1. It reads the tape headers to position the tape, so that as long as
   the backup file is beyond the starting point it will find
   it. Though it is probably easier to rewind first, this came in
   handy when I noticed a typo. So everyone was right who said as long
   as amanda is installed use amrecover.

2. It uses the same compression/decompression program as the
   backup. With dd I would have to pipe to gzip or zcat or whatever it
   was that I turned on (or didn't turn on ) when I started to
   compress.

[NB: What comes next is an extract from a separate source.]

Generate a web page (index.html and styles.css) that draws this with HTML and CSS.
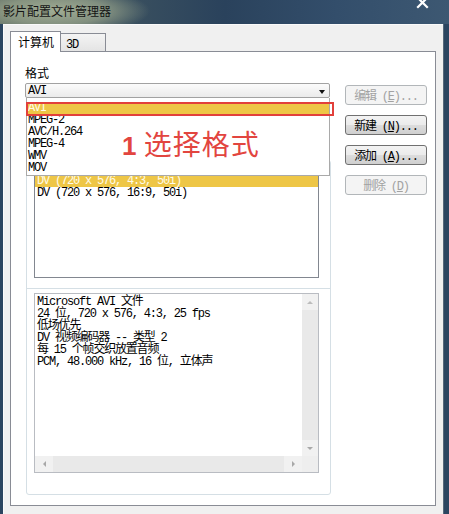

This would have been fine except either I don't have
   compression on, or I'm not using gzip even though the headers say
   I'm using gzip, or I'm using a different gzip. [ I should really
   figure out why I got this wrong.

And yes when I logged into my back up host and ran:

/usr/local/sbin/amrestore -p /dev/nst0 remote-host /home | tar -xf -
./sites/site1/users/nameless
 

It recovered enough for me to learn that the user had deleted the file
they asked me to recover long before they realized it.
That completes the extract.